Tuesday, July 27, 2010

They say you never forget...

Last July, after many adventures, I finally found myself sitting at Los Consagrados, my very first milonga in Buenos Aires. It was early in the evening, I think, and not very crowded. I was there with my teachers, sharing their table. Sr. had a plan, to dance with me early on to show that I could handle myself on the floor, but just then he was dancing with Sra. I had not yet set foot onto the floor.

I was watching the dancers and trying to control the butterflies in my stomach--not sure whether I was more scared or excited to be there. A man across the way was whistling along with the music. He was older but didn't look ancient; maybe in his sixties. Grizzled hair and beard, strong-looking build. He looked taller than a lot of the other men.

I wasn't sure what I thought of his whistling. It tends to annoy me in American milongas, but I don't think it was carrying across the room there, and as I thought about it more, I realized it did mean he knew the music.

He caught my eye and raised his eyebrows. Was ... was he cabeceoing me?

What might annoy me in an American partner, his whistling, encouraged me to accept his cabeceo. I held his gaze and gave a slight nod and a smile, and in a moment, he was at my table, holding out a hand to escort me onto the floor.

My gamble on his whistling paid off; it was a beautiful dance. His lead was strong and clear but gentle and subtle--and above all, beautifully musical. Everything that I could have hoped for and more. When the song ended, he stepped back and smiled and remarked "Brava, mujer." I am sure I blushed.

Between songs, I stretched my feeble Spanish to make small talk. He told me that he was a taxi driver, that (in answer to my question) yes, he was a porteño. I tried to tell him about where I was from, and I think he told me that when he was younger, a boxer, he had once traveled in America to the big city nearest where I live.

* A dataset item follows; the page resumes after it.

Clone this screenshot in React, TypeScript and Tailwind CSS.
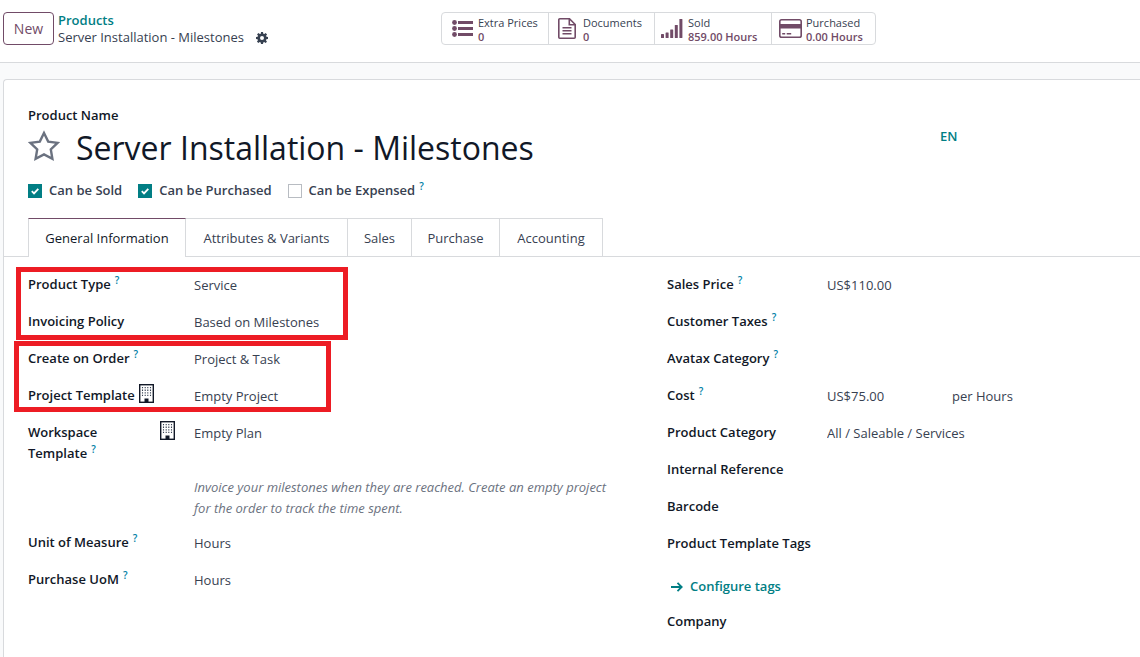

I could not have asked for a lovelier first dance in Buenos Aires. I'm sure I had that tango glow as he escorted me back to my seat, nearly light-headed with pleasure. He gallantly bowed and pressed my hand. I introduced him to my teachers, who were beaming.

At every milonga I went to after that, I watched for him--and he seemed to remember me; he would smile when he spotted me, and before too long, we'd have a tanda together. He was unfailingly polite, and several more times I blushed with pleasure when he told me "Brava, mujer!" I hope he knew how grateful I was. Indeed, I still am.

They say (usually about other things) that you never forget your first time--and I will never forget him. And now I've made doubly sure of that.

Saturday, July 10, 2010

Apologizing, admiring, aspiring

I've been trying to break myself of the habit of apologizing as I dance. (And I'm not the only one...) No one wants a tango overriden by an ostenato of "Whoops! Oops! Sorry..." I reckon it becomes more disruptive than polite, eventually--maybe immediately.

(Besides, I need to save that refrain for my non-tango waltzes, at the local country dances. That reminds me, I need to ask a fellow student whether she can teach me how to waltz; I still want to do that.)

Even if a mistake is well and truly solely my own fault, I figure it's better not to call my partner's attention to it, if he might not have noticed, and better still just to stay in the moment rather than dwelling on something that, by the time I can even say "Sorry," is already past. Just move on, trying to do better for the rest of the dance. Such is the Zen of tango.

So! Anyway! This is something I've been working on for a long time, and I'm much better about it than I used to be. But sometimes, especially if I'm nervous, it's easy to slip back into that old habit of perpetual apology.

This spring, a guest teacher whom I like very much visited a couple of nearby cities. Although I couldn't attend his classes the first time around, I went over for their milonga that Saturday night. It was great to see so many wonderful partners that I don't get to dance with nearly often enough--and to meet some new wonderful partners, from even further afield! But certainly the highlight was getting to dance with the teacher again. He is so good that just walking in the embrace with him literally makes me dizzy.

But I always feel nervous with him as well, as with almost any guest teacher I might dance with, precisely because he is so good. Oh, God, please don't let me trip up with him of all people!

And so, in our second tanda, almost at closing time, when we were both getting tired, I misstepped a bit and anxiously apologized.

With no perceptible effort, he adjusted to my unexpected foot position and danced on as though this was exactly what he'd intended all the time. He squeezed my shoulders and remarked, with a smile in his voice, "Nice improvisation!"

And this is part of what I love in the best leaders I've danced with, in the States or in Argentina: Their attentiveness, sensitivity, and adaptability in the face of challenging and changing floor conditions--even the ones I help create! Their kindness and humor just as much as their skillful dancing.

They make for some pretty great role models, this way, in my life both on and off the dance floor.